English: Photo of Notre Dame linebacker Manti Te'o taken in 2010. (Photo credit: Wikipedia) |
Now, Manti Te'o admits that he knew it was a hoax for... six weeks, and said nothing, until Deadspin blew the lie wide open.
Rather than admit that he had been duped by his best friend and repeated something untrue on national TV (he did not know it was untrue at the time), he chose to continue the fiction, knowing it's a lie.
So he went from victim to participant / liar.
Why would a victim of the lie continue to lie, in order to cover the lie and perpetuate the lie?
For one word: shame
Or in other words, when ego overruled ethics.
And scammers do that ALL THE TIME. As do alleged "victims" of scams, when they have something to gain from continuing the the lie.
One needs to look no further than the Zeek Rewards ponzi to see examples of alleged "victims" turned into willing participants in the lie.
The "net winners" in the Zeekrewards ponzi, i.e. those who got more out of the system than they put in (so the rest will end up losing money) have several choices now... they can cooperate with the receiver, and thus pay back what they gained or they can fight the receiver and NOT give back the ill-gotten gains from a Ponzi scheme.

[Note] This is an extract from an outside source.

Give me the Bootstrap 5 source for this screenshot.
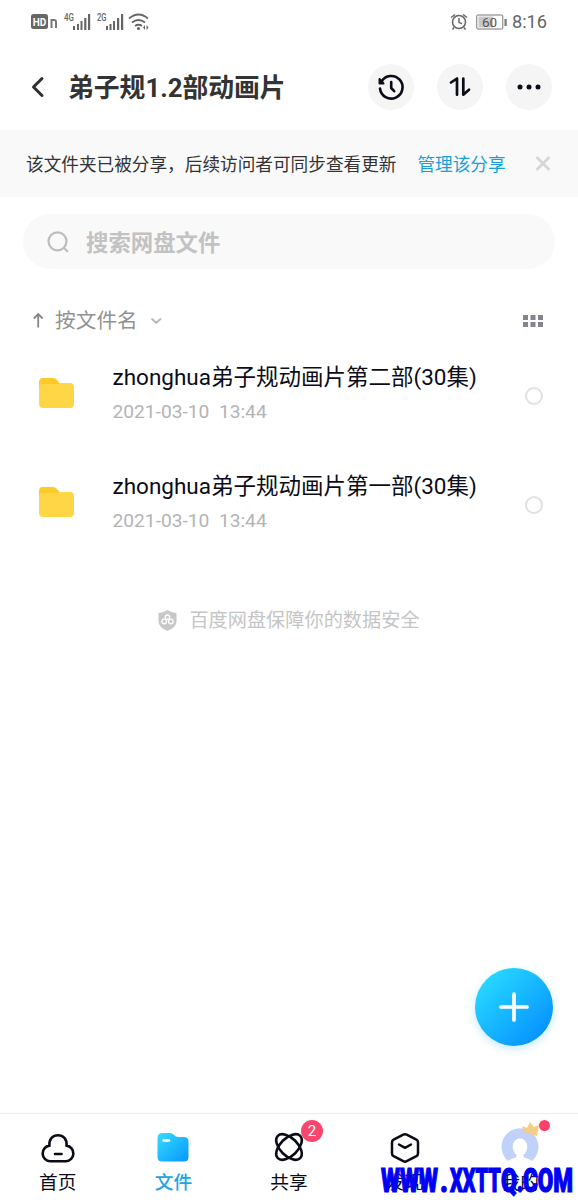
<!DOCTYPE html>
<html lang="zh-CN">
<head>
<meta charset="utf-8">
<meta name="viewport" content="width=device-width, initial-scale=1">
<title>弟子规1.2部动画片</title>
<link href="https://cdn.jsdelivr.net/npm/bootstrap@5.3.0/dist/css/bootstrap.min.css" rel="stylesheet">
<style>
body{font-family:Roboto,"Noto Sans CJK SC",sans-serif;color:#0b0c18;background:#fff;line-height:1.2}
svg{display:block;flex-shrink:0;overflow:visible}
.screen{width:578px;height:1200px}
.status{height:44px;padding:0 31px;color:#666}
.clock{font-size:18.2px}
.topbar{height:86px;padding:0 26px 0 30px}
.topbar h1{font-size:25.8px;font-weight:700;color:#333;margin-left:23px;padding-top:2px}
.tool{width:46px;height:46px;background:#f5f5f6;color:#0b0c18}
.notice{height:67px;background:#f9f9f9;padding:1px 27px 0 26px;font-size:17.65px;color:#333}
.notice span,.notice a{padding-top:3px}
.notice a{color:#17a0da;margin-left:21px}
.finder{height:55px;margin:17px 23px 0;background:#f9f9f9;padding:1px 24px 0;font-size:22.4px;font-weight:700;color:#c2c2c2}
.finder span{margin-left:17px;padding-top:2px}
.sorter{height:40px;margin-top:32px;padding:0 35px 0 33px;font-size:20.7px;color:#929292}
.sorter span{margin-left:11px;padding-top:1px}
.entries{margin-top:-2px}
.entry{height:109px;padding:0 35px 0 39px}
.entry-icon{margin-top:-2px}
.entry-name{font-size:22.5px;line-height:30px;margin-bottom:7px}
.entry-date{font-size:19.2px;line-height:26px;color:#b3b3b7}
.pick{width:18.5px;height:18.5px;border:2.5px solid #e1e1e3;margin-top:5px}
.safe{height:30px;font-size:19.2px;color:#c5c5c5;margin-top:48px}
.safe span{margin-left:12px;padding-top:2px}
.fab{width:78px;height:78px;right:25px;top:968px;background:linear-gradient(135deg,#29dcff 8%,#0590ff 90%);box-shadow:0 3px 9px #9fdcff99}
.tabs{height:87px;border-top:1px solid #ececee;font-size:18.7px}
.tab{padding-top:16px}
.tab svg{height:36px}
.tab-name{line-height:24px;margin-top:5px}
.tab.on{color:#21a5df;font-weight:500}
.count{width:22px;height:22px;left:30px;top:-10px;background:#f9466d;font-size:15px}
.dot{width:11px;height:11px;left:77px;top:6px;background:#fa416b}
.stamp{left:380px;top:1160px}
</style>
</head>
<body>
<div class="screen position-relative overflow-hidden d-flex flex-column">
  <div class="status d-flex align-items-center justify-content-between">
    <svg width="119" height="26" viewBox="0 0 119 26">
      <rect x="0" y="5" width="17" height="15" rx="2.5" fill="#666"/>
      <text x="1.8" y="16.6" font-size="11" font-weight="700" fill="#fff" textLength="13.5" lengthAdjust="spacingAndGlyphs">HD</text>
      <path d="M20.500 19v-8h2.500q2 0 2 2v6" stroke="#777" stroke-width="2" fill="none"/>
      <g fill="#666"><text x="33" y="12" font-size="10" font-weight="500" textLength="10" lengthAdjust="spacingAndGlyphs">4G</text>
      <text x="66" y="12" font-size="10" font-weight="500" textLength="9.500" lengthAdjust="spacingAndGlyphs">2G</text>
      <path d="M42 17h2v4h-2zM46 15h2v6h-2zM49.500 12h2v9h-2zM53.200 9h2.200v12h-2.200zM57 5h2.200v16H57zM75 17h2v4h-2zM78.500 15h2v6h-2zM82 12h2v9h-2zM86 9h2.200v12H86zM90 5h2.200v16H90z"/></g>
      <g fill="none" stroke="#666" stroke-width="1.8"><path d="M98 9.500q9.500-8 19 0M101 13.500q6.500-5 13 0M104 17q3.500-2.500 7 0"/></g>
      <circle cx="107.500" cy="19.500" r="1.600" fill="#666"/><path d="m114 16-2 2.500 2 2.500zM115.500 16l2 2.500-2 2.500z" fill="#666"/>
    </svg>
    <div class="d-flex align-items-center">
      <svg width="18" height="19" viewBox="0 0 18 19" fill="none" stroke="#666" stroke-width="1.500"><circle cx="9" cy="9" r="6.500"/><path d="M9 5v4.300l3 1.500M1 4.500l4-3M17 4.500l-4-3M4 14.500 2.500 16.500M14 14.500l1.500 2"/></svg>
      <svg class="ms-2" width="32" height="17" viewBox="0 0 32 17"><rect x=".75" y="1" width="26" height="14" rx="1" fill="#fff" stroke="#777"/><path d="M2.500 2.500h14.500v11H2.500z" fill="#c8c8c8"/><path d="M28.500 5h2.200v7h-2.200z" fill="#777"/><text x="6" y="13" font-size="13.500" fill="#555">60</text></svg>
      <span class="clock ms-1">8:16</span>
    </div>
  </div>

  <header class="topbar d-flex align-items-center">
    <svg width="15" height="22" viewBox="0 0 15 22" fill="none" stroke="#303030" stroke-width="3" stroke-linecap="round" stroke-linejoin="round"><path d="M12 2.500 3.500 11l8.500 8.500"/></svg>
    <h1 class="mb-0 me-auto">弟子规1.2部动画片</h1>
    <div class="d-flex" style="gap:23px">
      <span class="tool rounded-circle d-flex align-items-center justify-content-center"><svg width="28" height="28" viewBox="0 0 28 28" fill="none" stroke="currentColor" stroke-width="2.600" stroke-linecap="round" stroke-linejoin="round"><path d="M4.500 8.500A11.300 11.300 0 1 1 3 15.500"/><path d="M2.500 6v4.500h4z" fill="currentColor" stroke-width="2"/><path d="M14.200 9v6l3 3.200"/></svg></span>
      <span class="tool rounded-circle d-flex align-items-center justify-content-center"><svg width="22" height="20" viewBox="0 0 22 20" fill="none" stroke="currentColor" stroke-width="2.700" stroke-linecap="round" stroke-linejoin="round"><path d="M2 5.500 8 1.500v16.200M14.300 1.500v16.200l5.700-5"/></svg></span>
      <span class="tool rounded-circle d-flex align-items-center justify-content-center"><svg width="24" height="6" viewBox="0 0 24 6" fill="currentColor"><circle cx="3" cy="3" r="2.500"/><circle cx="12" cy="3" r="2.500"/><circle cx="21" cy="3" r="2.500"/></svg></span>
    </div>
  </header>

  <div class="notice d-flex align-items-center text-nowrap">
    <span>该文件夹已被分享，后续访问者可同步查看更新</span>
    <a class="text-decoration-none" href="#">管理该分享</a>
    <svg class="ms-auto" width="16" height="16" viewBox="0 0 16 16" stroke="#d6d6d6" stroke-width="2.600"><path d="m1.500 1 13 13M14.500 1l-13 13"/></svg>
  </div>

  <div class="finder rounded-pill d-flex align-items-center">
    <svg width="22" height="22" viewBox="0 0 22 22" fill="none" stroke="#bdbdbd" stroke-width="2.200" stroke-linecap="round"><circle cx="10.500" cy="10.300" r="9"/><path d="m17.300 17.200 3 3"/></svg>
    <span>搜索网盘文件</span>
  </div>

  <div class="sorter d-flex align-items-center">
    <svg width="11" height="16" viewBox="0 0 11 16" fill="none" stroke="#888" stroke-width="1.800"><path d="M5.200 14.500V1M.8 5.500 5.200 1l4.500 4.500"/></svg>
    <span>按文件名</span>
    <svg style="margin-left:12px" width="12" height="8" viewBox="0 0 12 8" fill="none" stroke="#bbb" stroke-width="2"><path d="m1.500 1.500 4.700 4.300L11 1.500"/></svg>
    <svg class="ms-auto" width="20" height="13" viewBox="0 0 20 13" fill="#85858f"><path d="M0 0h5v5H0zM7.500 0h5v5h-5zM15 0h5v5h-5zM0 7h5v5H0zM7.500 7h5v5h-5zM15 7h5v5h-5z"/></svg>
  </div>

  <main class="entries">
    <div class="entry d-flex align-items-center">
      <svg class="entry-icon" width="35" height="30" viewBox="0 0 35 30"><path d="M0 4q0-4 4-4h10q2.500 0 4 2l3 3.500V16H0z" fill="#ffc927"/><path d="M0 10q0-4 4-4h12c3 0 4-1 6-1h9q4 0 4 4v17q0 4-4 4H4q-4 0-4-4z" fill="#ffd646"/></svg>
      <div class="flex-grow-1 text-nowrap" style="margin-left:38.5px"><div class="entry-name">zhonghua弟子规动画片第二部(30集)</div><div class="entry-date">2021-03-10&nbsp; 13:44</div></div>
      <span class="pick rounded-circle"></span>
    </div>
    <div class="entry d-flex align-items-center">
      <svg class="entry-icon" width="35" height="30" viewBox="0 0 35 30"><path d="M0 4q0-4 4-4h10q2.500 0 4 2l3 3.500V16H0z" fill="#ffc927"/><path d="M0 10q0-4 4-4h12c3 0 4-1 6-1h9q4 0 4 4v17q0 4-4 4H4q-4 0-4-4z" fill="#ffd646"/></svg>
      <div class="flex-grow-1 text-nowrap" style="margin-left:38.5px"><div class="entry-name">zhonghua弟子规动画片第一部(30集)</div><div class="entry-date">2021-03-10&nbsp; 13:44</div></div>
      <span class="pick rounded-circle"></span>
    </div>
    <div class="safe d-flex align-items-center justify-content-center">
      <svg width="19" height="21" viewBox="0 0 20 22"><path d="M10 0q4 3 9.500 3v9q0 6-9.500 10Q.5 18 .5 12V3Q6 3 10 0z" fill="#c8c8c8"/><g fill="none" stroke="#fff" stroke-width="1.400"><circle cx="10" cy="7.500" r="2.300"/><circle cx="6.500" cy="12" r="2.400"/><circle cx="13.500" cy="12" r="2.400"/></g></svg>
      <span>百度网盘保障你的数据安全</span>
    </div>
  </main>

  <button class="fab position-absolute rounded-circle border-0 p-0 d-flex align-items-center justify-content-center" aria-label="添加">
    <svg width="30" height="30" viewBox="0 0 30 30" stroke="#fff" stroke-width="3.700" stroke-linecap="round"><path d="M15 2v26M2 15h26"/></svg>
  </button>

  <nav class="tabs row g-0 mt-auto text-center">
    <div class="tab col">
      <svg class="mx-auto" width="36" viewBox="0 0 36 36" fill="none" stroke="#0b0c18" stroke-width="2.600" stroke-linecap="round"><path d="M10 31.300a7.900 7.900 0 0 1-.6-15.700C9 9 12.800 5.300 18 5.300S27 9 26.600 15.600A7.900 7.900 0 0 1 26 31.300z"/><path d="M15 24h6.500"/></svg>
      <div class="tab-name">首页</div>
    </div>
    <div class="tab on col">
      <svg class="mx-auto" width="36" viewBox="0 0 36 36"><defs><linearGradient id="blue" x1="0" y1="0" x2="1" y2="1"><stop stop-color="#36dcff"/><stop offset="1" stop-color="#0796ff"/></linearGradient></defs><path d="M2.500 8q0-5 5-5h7q3 0 4.500 2t4 2H29q4.500 0 4.500 4.500V27q0 4.500-4.500 4.500H7q-4.500 0-4.500-4.500z" fill="url(#blue)"/><path d="M8.500 10.500H14" stroke="#fff" stroke-width="2.400" stroke-linecap="round"/></svg>
      <div class="tab-name">文件</div>
    </div>
    <div class="tab col">
      <div class="position-relative mx-auto" style="width:36px">
        <svg width="36" viewBox="0 0 36 36" fill="none" stroke="#0b0c18" stroke-width="2.600"><ellipse cx="18" cy="17" rx="15.800" ry="8.800" transform="rotate(45 18 17)"/><ellipse cx="18" cy="17" rx="15.800" ry="8.800" transform="rotate(-45 18 17)"/></svg>
        <span class="count position-absolute rounded-circle text-white d-flex align-items-center justify-content-center">2</span>
      </div>
      <div class="tab-name">共享</div>
    </div>
    <div class="tab col">
      <svg class="mx-auto" width="36" viewBox="0 0 36 36" fill="none" stroke="#0b0c18" stroke-width="2.500" stroke-linecap="round" stroke-linejoin="round"><path d="M16.300 4.600 6.600 9.700q-1.600.9-1.600 2.700v11q0 1.800 1.600 2.700l9.700 5.100q1.700.9 3.400 0l9.700-5.100q1.600-.9 1.600-2.700v-11q0-1.800-1.600-2.700l-9.700-5.100q-1.700-.9-3.400 0z"/><path d="m12 14.500 6 3.300 6-3.300"/></svg>
      <div class="tab-name">发现</div>
    </div>
    <div class="tab col position-relative">
      <svg class="mx-auto" width="38" viewBox="0 0 38 36"><path d="M7.500 31.300A18.500 18.500 0 1 1 30.500 31.300z" fill="#c0d1fa"/><ellipse cx="19" cy="17" rx="7.300" ry="8.800" fill="#fff"/><path d="M6 32q3-3.500 9-4.500l1-4h6l1 4q6 1 9 4.500z" fill="#fff"/><path d="m21-4 5 2 3-6 4 5 5-2-2 11-13-4z" fill="#f5cd85"/></svg>
      <span class="dot position-absolute rounded-circle"></span>
      <div class="tab-name">我的</div>
    </div>
  </nav>

  <svg class="stamp position-absolute" width="194" height="40" viewBox="0 0 194 40"><text x="1" y="32" font-family="Roboto, sans-serif" font-size="33" font-weight="900" fill="#0000f5" stroke="#0000f5" stroke-width="1.200"><tspan textLength="57" lengthAdjust="spacingAndGlyphs">WWW</tspan><tspan x="60" textLength="8" lengthAdjust="spacingAndGlyphs">.</tspan><tspan x="70" textLength="51" lengthAdjust="spacingAndGlyphs">XXTT</tspan><tspan x="121" textLength="16" lengthAdjust="spacingAndGlyphs">Q</tspan><tspan x="137" textLength="6" lengthAdjust="spacingAndGlyphs">.</tspan><tspan x="143" textLength="50" lengthAdjust="spacingAndGlyphs">COM</tspan></text></svg>
</div>
<script src="https://cdn.jsdelivr.net/npm/bootstrap@5.3.0/dist/js/bootstrap.bundle.min.js"></script>
</body>
</html>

When there's something to gain, many of these "victims" (actually, net winners) chose to fight, in order to keep money that is not theirs to keep, by floating fiction such as "there were no victims until the Zeek was shut down" and "SEC doesn't have a case" and "Zeek owner was forced and his lawyer just caved."
In other words, instead of admitting that they participated in an illegal enterprise, and pay back the money they should not have gotten, the chose to perpetuate the lie, that Zeek is a legal business and they "earned" their money.
Because they had something to gain.
Now that Manti Te'o had his lie pierced and the truth came out, he's now bad PR for the university.
What will the Zeek Rewards "net winners" do, when their lies are pierced by court rulings and such?